7 Map Visualisations

wp_functional["functionality"] = "functional"
wp_nonfunctional["functionality"] = "nonfunctional"
wp_nonunknown <- rbind(wp_functional, wp_nonfunctional)
head(wp_nonunknown, 5)
Simple feature collection with 5 features and 2 fields
Geometry type: POINT
Dimension:     XY
Bounding box:  xmin: 212202 ymin: 349210.1 xmax: 270497.9 ymax: 403822.5
Projected CRS: Minna / Nigeria Mid Belt
                   status_clean functionality                  geometry
1   Functional but needs repair    functional   POINT (212810 386707.6)
8                    Functional    functional POINT (228798.9 403822.5)
28                   Functional    functional POINT (270497.9 377476.9)
1.1                  Functional    functional   POINT (212202 349210.1)
18                   Functional    functional POINT (259331.9 399591.4)

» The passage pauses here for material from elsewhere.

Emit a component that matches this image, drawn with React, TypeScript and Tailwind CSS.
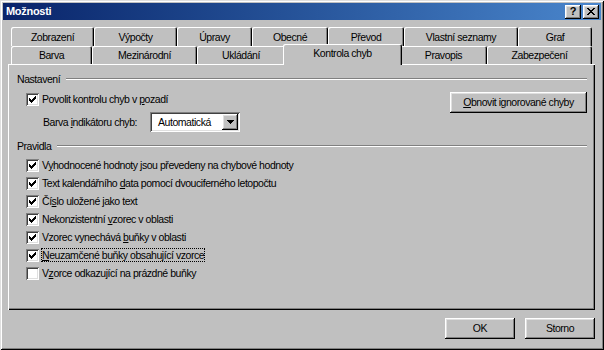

Creating a simple interactive map, we can easily see that most of the water points are located towards the north of Osun, leaving the south with little. This is in spite just zooming out a little, the south is closer to the sea.

tmap_mode("view")
tm_shape(wp_nonunknown) +
tm_dots(col = "functionality",
        pal = c("functional" = "darkblue", "nonfunctional" = "orange"),
        title = "Non-Functional") +
  tm_view(set.zoom.limits = c(5,25),
          set.view = 9) 
tmap_mode("plot")

Looking at the functional and non-functional water points separately, the point maps below reflect the same trend as the above map where the water points are largely located towards the north.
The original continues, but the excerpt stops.